_Aim of the exercise_
Each line that includes "components" counts once; give the total and nothing besides.

_Source data_

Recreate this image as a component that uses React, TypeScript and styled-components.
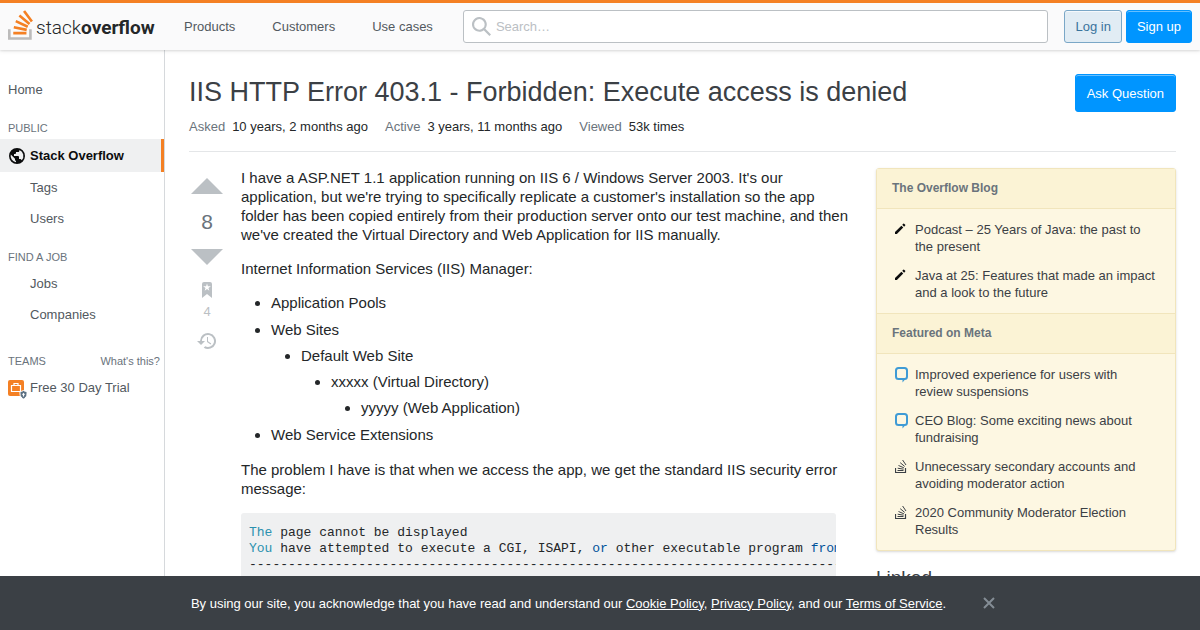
import React from "react";
import styled, { createGlobalStyle, css } from "styled-components";

const sans = `"Liberation Sans", Arial, sans-serif`;
const mono = `"Liberation Mono", "Courier New", monospace`;

const GlobalStyle = createGlobalStyle`
  *, *::before, *::after { box-sizing: border-box; }
  body {
    margin: 0;
    background: #fff;
    color: #242729;
    font-family: ${sans};
    font-size: 13px;
    line-height: 17px;
  }
  a { color: inherit; text-decoration: none; }
  svg { display: block; flex: none; }
  button { font-family: inherit; cursor: pointer; }
`;

const Page = styled.div`
  display: flex;
  flex-direction: column;
  min-height: 100vh;
`;

const TopBar = styled.header`
  position: sticky;
  top: 0;
  z-index: 10;
  display: flex;
  align-items: center;
  height: 50px;
  padding: 0 8px;
  background: #fafafb;
  border-top: 3px solid #f48024;
  box-shadow: 0 1px 2px rgba(12, 13, 14, 0.1), 0 1px 5px rgba(12, 13, 14, 0.08);
`;

const Logo = styled.a`
  display: flex;
  align-items: center;
  gap: 3px;
  width: 160px;
  padding-bottom: 3px;
  font-family: Roboto, ${sans};
  font-size: 19px;
  font-weight: 300;
  line-height: 24px;
  color: #242729;
  strong { font-weight: 700; }
`;

const LogoText = styled.span`
  padding-top: 5px;
  white-space: nowrap;
`;

const TopNav = styled.nav`
  display: flex;
  gap: 5px;
  a { padding: 8px 16px; color: #525960; white-space: nowrap; }
`;

const SearchForm = styled.form`
  display: flex;
  align-items: center;
  flex: 1;
  gap: 5px;
  height: 33px;
  margin: 0 16px 0 14px;
  padding: 0 8px;
  background: #fff;
  border: 1px solid #bbc0c4;
  border-radius: 3px;
  color: #bbc0c4;
`;

const SearchInput = styled.input`
  flex: 1;
  min-width: 0;
  padding: 0;
  border: 0;
  outline: 0;
  background: transparent;
  font: 13px/17px ${sans};
  &::placeholder { color: #bbc0c4; opacity: 1; }
`;

const Actions = styled.div`
  display: flex;
  gap: 4px;
`;

const Button = styled.button<{ $kind: "filled" | "primary"; $tall?: boolean }>`
  flex: none;
  height: ${(p) => (p.$tall ? 38 : 33)}px;
  padding: 0 ${(p) => (p.$tall ? 11 : 10)}px;
  border-radius: 3px;
  font-size: 13px;
  line-height: 17px;
  white-space: nowrap;
  ${(p) =>
    p.$kind === "primary"
      ? css`
          color: #fff;
          background: #0095ff;
          border: 1px solid #0095ff;
          box-shadow: inset 0 1px 0 rgba(255, 255, 255, 0.4);
        `
      : css`
          color: #39739d;
          background: #e1ecf4;
          border: 1px solid #7aa7c7;
          box-shadow: inset 0 1px 0 rgba(255, 255, 255, 0.7);
        `}
`;

const Body = styled.div`
  display: flex;
  flex: 1;
`;

const SideNav = styled.nav`
  flex: none;
  width: 165px;
  padding-top: 24px;
  border-right: 1px solid #d6d9dc;
  color: #525960;
`;

const NavHeading = styled.div<{ $far?: boolean }>`
  display: flex;
  justify-content: space-between;
  margin: ${(p) => (p.$far ? 23 : 15)}px 0 3px;
  padding: 0 4px 0 8px;
  font-size: 11px;
  line-height: 16px;
  color: #6a737c;
`;

const NavLink = styled.a<{ $indent?: boolean; $active?: boolean }>`
  display: flex;
  align-items: center;
  gap: 4px;
  height: 31px;
  padding-left: ${(p) => (p.$indent ? 30 : 8)}px;
  ${(p) =>
    p.$active &&
    css`
      height: 33px;
      background: #eff0f1;
      border-right: 3px solid #f48024;
      color: #0c0d0e;
      font-weight: 700;
    `}
`;

const Content = styled.main`
  flex: 1;
  min-width: 0;
  padding: 24px 24px 0;
`;

const QuestionHeader = styled.div`
  display: flex;
  justify-content: space-between;
  align-items: flex-start;
`;

const Title = styled.h1`
  margin: 0;
  font-size: 27px;
  font-weight: 400;
  line-height: 36px;
  color: #3b4045;
`;

const Stats = styled.dl`
  display: flex;
  gap: 17px;
  margin: 6px 0 16px;
  padding-bottom: 16px;
  border-bottom: 1px solid #e4e6e8;
  div { display: flex; gap: 7px; }
  dt { color: #6a737c; }
  dd { margin: 0; }
`;

const Columns = styled.div`
  display: flex;
  gap: 40px;
`;

const Post = styled.article`
  display: flex;
  flex: 1;
  min-width: 0;
  gap: 16px;
`;

const Votes = styled.div`
  display: flex;
  flex-direction: column;
  align-items: center;
  flex: none;
  width: 36px;
  color: #bbc0c4;
`;

const IconButton = styled.button`
  display: block;
  padding: 0;
  border: 0;
  background: none;
  color: inherit;
`;

const Score = styled.span`
  font-size: 21px;
  line-height: 35px;
  color: #6a737c;
`;

const Bookmark = styled(IconButton)`
  display: flex;
  flex-direction: column;
  align-items: center;
  gap: 4px;
  padding: 6px 0 12px;
  font-size: 13px;
  line-height: 17px;
`;

const Prose = styled.div`
  flex: 1;
  min-width: 0;
  font-size: 15px;
  line-height: 19px;
  p { margin: 0 -16px 15px 0; }
`;

const List = styled.ul`
  margin: 0 0 16px;
  padding-left: 30px;
  list-style: disc;
  li + li { margin-top: 8px; }
  ul { margin: 7px 0 0; }
`;

const Code = styled.pre`
  margin: 0;
  padding: 12px 8px;
  overflow: hidden;
  border-radius: 3px;
  background: #eff0f1;
  font-family: ${mono};
  font-size: 13px;
  line-height: 16px;
  color: #242729;
`;

const CodeWord = styled.span<{ $type?: boolean }>`
  color: ${(p) => (p.$type ? "#2b91af" : "#00529a")};
`;

const Aside = styled.aside`
  flex: none;
  width: 300px;
`;

const Card = styled.div`
  border: 1px solid #f1e5bc;
  border-radius: 3px;
  background: #fdf7e2;
  box-shadow: 0 1px 2px rgba(12, 13, 14, 0.1), 0 1px 4px rgba(12, 13, 14, 0.06);
  color: #3b4045;
`;

const CardHeading = styled.h2`
  margin: 0;
  padding: 11px 15px;
  border-bottom: 1px solid #f1e5bc;
  background: #fbf3d5;
  font-size: 12px;
  line-height: 17px;
  color: #6a737c;
  ul + & { border-top: 1px solid #f1e5bc; }
`;

const CardList = styled.ul`
  display: grid;
  gap: 12px;
  margin: 0;
  padding: 12px 18px;
  list-style: none;
`;

const CardItem = styled.li`
  display: grid;
  grid-template-columns: 14px 1fr;
  gap: 6px;
`;

const Linked = styled.h2`
  margin: 15px 0 0;
  font-size: 19px;
  font-weight: 400;
  line-height: 24px;
  color: #3b4045;
`;

const CookieBar = styled.div`
  position: fixed;
  right: 0;
  bottom: 0;
  left: 0;
  z-index: 20;
  display: flex;
  align-items: center;
  justify-content: center;
  gap: 23px;
  height: 54px;
  background: #3b4045;
  color: #fff;
  a { text-decoration: underline; }
`;

const Close = styled(IconButton)`
  display: flex;
  justify-content: center;
  width: 40px;
  color: #848d95;
`;

const LogoIcon = () => (
  <svg width="25" height="30" viewBox="22.6 14.9 73.2 86.6">
    <path fill="#bcbbbb" d="M84.4 93.8V70.6h7.7v30.9H22.6V70.6h7.7v23.2z" />
    <path
      fill="#f48024"
      d="M38.8 68.4l37.8 7.9 1.6-7.6-37.8-7.9-1.6 7.6zM43.8 50.4l35 16.3 3.2-7-35-16.4-3.2 7.1zM53.5 33.2l29.7 24.7 4.9-5.9-29.7-24.7-4.9 5.9zM72.7 14.9l-6.2 4.6 23 31 6.2-4.6-23-31zM38 86h38.6v-7.7H38V86z"
    />
  </svg>
);

const StackIcon = () => (
  <svg width="14" height="16" viewBox="0 0 14 16" fill="none" stroke="#3b4045" strokeWidth="1">
    <path d="M.5 10v4.500h10V10" strokeWidth="1.200" />
    <path d="M2.500 12.500h6M2.700 10.200l5.900 1M3.500 7.500l5.400 2.300M5.200 4.700l4.500 3.700M7.600 2l3.400 5" />
  </svg>
);

const PencilIcon = () => (
  <svg width="14" height="14" viewBox="2 -1 14 14" fill="#0c0d0e">
    <path d="M11.1 1.71l1.13 1.12c.2.2.2.51 0 .71L11.1 4.7 9.21 2.86l1.17-1.15c.2-.2.51-.2.71 0zM2 10.12l6.37-6.43 1.88 1.88L3.88 12H2v-1.88z" />
  </svg>
);

const MetaIcon = () => (
  <svg width="14" height="17" viewBox="0 -1 14 17">
    <rect x="1" y="1" width="11" height="11" rx="2.500" fill="none" stroke="#3f9bd5" strokeWidth="2" />
    <path d="M6 12h4.500L7.500 15.500V13z" fill="#3f9bd5" />
  </svg>
);

const blogPosts = [
  "Podcast – 25 Years of Java: the past to the present",
  "Java at 25: Features that made an impact and a look to the future",
];

const metaPosts = [
  { icon: <MetaIcon />, text: "Improved experience for users with review suspensions" },
  { icon: <MetaIcon />, text: "CEO Blog: Some exciting news about fundraising" },
  { icon: <StackIcon />, text: "Unnecessary secondary accounts and avoiding moderator action" },
  { icon: <StackIcon />, text: "2020 Community Moderator Election Results" },
];

export default function App() {
  return (
    <Page>
      <GlobalStyle />
      <TopBar>
        <Logo href="#" aria-label="Stack Overflow">
          <LogoIcon />
          <LogoText>
            stack<strong>overflow</strong>
          </LogoText>
        </Logo>
        <TopNav>
          <a href="#">Products</a>
          <a href="#">Customers</a>
          <a href="#">Use cases</a>
        </TopNav>
        <SearchForm role="search">
          <svg width="19" height="19" viewBox="0 0 18 18" fill="currentColor">
            <path d="M18 16.500l-5.140-5.180h-.35a7 7 0 10-1.190 1.190v.35L16.500 18l1.500-1.500zM12 7A5 5 0 112 7a5 5 0 0110 0z" />
          </svg>
          <SearchInput type="text" placeholder="Search…" aria-label="Search" />
        </SearchForm>
        <Actions>
          <Button $kind="filled">Log in</Button>
          <Button $kind="primary">Sign up</Button>
        </Actions>
      </TopBar>

      <Body>
        <SideNav>
          <NavLink href="#">Home</NavLink>
          <NavHeading>PUBLIC</NavHeading>
          <NavLink href="#" $active>
            <svg width="18" height="18" viewBox="0 0 18 18" fill="currentColor">
              <path d="M9 1a8 8 0 100 16A8 8 0 009 1zM8 15.320a6.460 6.460 0 01-4.300-2.740 6.460 6.460 0 01-.93-5.010L7 11.680v.8c0 .88.12 1.320 1 1.320v1.520zm5.720-2c-.2-.66-1-1.320-1.720-1.320h-1v-2c0-.44-.56-1-1-1H6V7h1c.44 0 1-.56 1-1V5h2c.88 0 1.400-.72 1.400-1.600v-.33a6.450 6.450 0 013.830 4.510 6.450 6.450 0 01-1.510 5.730v.01z" />
            </svg>
            Stack Overflow
          </NavLink>
          <NavLink href="#" $indent>Tags</NavLink>
          <NavLink href="#" $indent>Users</NavLink>
          <NavHeading>FIND A JOB</NavHeading>
          <NavLink href="#" $indent>Jobs</NavLink>
          <NavLink href="#" $indent>Companies</NavLink>
          <NavHeading $far>
            TEAMS <a href="#">What's this?</a>
          </NavHeading>
          <NavLink href="#">
            <svg width="18" height="18" viewBox="0 0 18 18" overflow="visible">
              <rect y="1" width="16" height="16" rx="2" fill="#f48024" />
              <path d="M3.500 6.500h9v6h-9zM6 6V4.500h4V6" fill="none" stroke="#fff" strokeWidth="1.200" />
              <path
                d="M12 12.500c1.200 0 2.500-.3 3.500-1 1 .7 2.300 1 3.500 1V15c0 2.500-1.500 4-3.500 5-2-1-3.500-2.500-3.500-5z"
                fill="#5b7083"
                stroke="#fff"
              />
              <path d="M14.900 17.500v-1.700h-1.100l1.700-2 1.700 2h-1.100v1.700z" fill="#fff" />
            </svg>
            Free 30 Day Trial
          </NavLink>
        </SideNav>

        <Content>
          <QuestionHeader>
            <Title>IIS HTTP Error 403.1 - Forbidden: Execute access is denied</Title>
            <Button $kind="primary" $tall>Ask Question</Button>
          </QuestionHeader>
          <Stats>
            <div><dt>Asked</dt><dd>10 years, 2 months ago</dd></div>
            <div><dt>Active</dt><dd>3 years, 11 months ago</dd></div>
            <div><dt>Viewed</dt><dd>53k times</dd></div>
          </Stats>

          <Columns>
            <Post>
              <Votes>
                <IconButton aria-label="Up vote">
                  <svg width="36" height="36" viewBox="0 0 36 36" fill="currentColor">
                    <path d="M2 26h32L18 10 2 26z" />
                  </svg>
                </IconButton>
                <Score>8</Score>
                <IconButton aria-label="Down vote">
                  <svg width="36" height="36" viewBox="0 0 36 36" fill="currentColor">
                    <path d="M2 10h32L18 26 2 10z" />
                  </svg>
                </IconButton>
                <Bookmark aria-label="Bookmark">
                  <svg width="18" height="18" viewBox="0 0 18 18" fill="currentColor" fillRule="evenodd">
                    <path d="M6 1a2 2 0 00-2 2v14l5-4 5 4V3a2 2 0 00-2-2H6zm3.900 4.230h3l-2.450 1.700.9 2.870L9 8.090l-2.350 1.710.9-2.870-2.450-1.700h3L9 2.460l.9 2.770z" />
                  </svg>
                  4
                </Bookmark>
                <IconButton aria-label="Show activity">
                  <svg width="20" height="18" viewBox="0 0 20 18" fill="currentColor">
                    <path d="M3 9a8 8 0 113.730 6.770L8.200 14.300A6 6 0 105 9l3.010-.01-4 4-4-4h3L3 9zm7-4h1.010L11 9.360l3.220 2.100-.6.93L10 10V5z" />
                  </svg>
                </IconButton>
              </Votes>
              <Prose>
                <p>
                  I have a ASP.NET 1.1 application running on IIS 6 / Windows Server 2003. It's our
                  application, but we're trying to specifically replicate a customer's installation so the app
                  folder has been copied entirely from their production server onto our test machine, and then
                  we've created the Virtual Directory and Web Application for IIS manually.
                </p>
                <p>Internet Information Services (IIS) Manager:</p>
                <List>
                  <li>Application Pools</li>
                  <li>
                    Web Sites
                    <List>
                      <li>
                        Default Web Site
                        <List>
                          <li>
                            xxxxx (Virtual Directory)
                            <List>
                              <li>yyyyy (Web Application)</li>
                            </List>
                          </li>
                        </List>
                      </li>
                    </List>
                  </li>
                  <li>Web Service Extensions</li>
                </List>
                <p>The problem I have is that when we access the app, we get the standard IIS security error message:</p>
                <Code>
                  <CodeWord $type>The</CodeWord>
                  {" page cannot be displayed\n"}
                  <CodeWord $type>You</CodeWord>
                  {" have attempted to execute a CGI, ISAPI, "}
                  <CodeWord>or</CodeWord>
                  {" other executable program "}
                  <CodeWord>from</CodeWord>
                  {"\n"}
                  {"-".repeat(78)}
                </Code>
              </Prose>
            </Post>

            <Aside>
              <Card>
                <CardHeading>The Overflow Blog</CardHeading>
                <CardList>
                  {blogPosts.map((text) => (
                    <CardItem key={text}>
                      <PencilIcon />
                      <a href="#">{text}</a>
                    </CardItem>
                  ))}
                </CardList>
                <CardHeading>Featured on Meta</CardHeading>
                <CardList>
                  {metaPosts.map(({ icon, text }) => (
                    <CardItem key={text}>
                      {icon}
                      <a href="#">{text}</a>
                    </CardItem>
                  ))}
                </CardList>
              </Card>
              <Linked>Linked</Linked>
            </Aside>
          </Columns>
        </Content>
      </Body>

      <CookieBar>
        <span>
          By using our site, you acknowledge that you have read and understand our <a href="#">Cookie Policy</a>,{" "}
          <a href="#">Privacy Policy</a>, and our <a href="#">Terms of Service</a>.
        </span>
        <Close aria-label="Dismiss">
          <svg width="14" height="14" viewBox="0 0 14 14" fill="none" stroke="currentColor" strokeWidth="2">
            <path d="M2 2l10 10M12 2L2 12" />
          </svg>
        </Close>
      </CookieBar>
    </Page>
  );
}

_Reply to the exercise_
2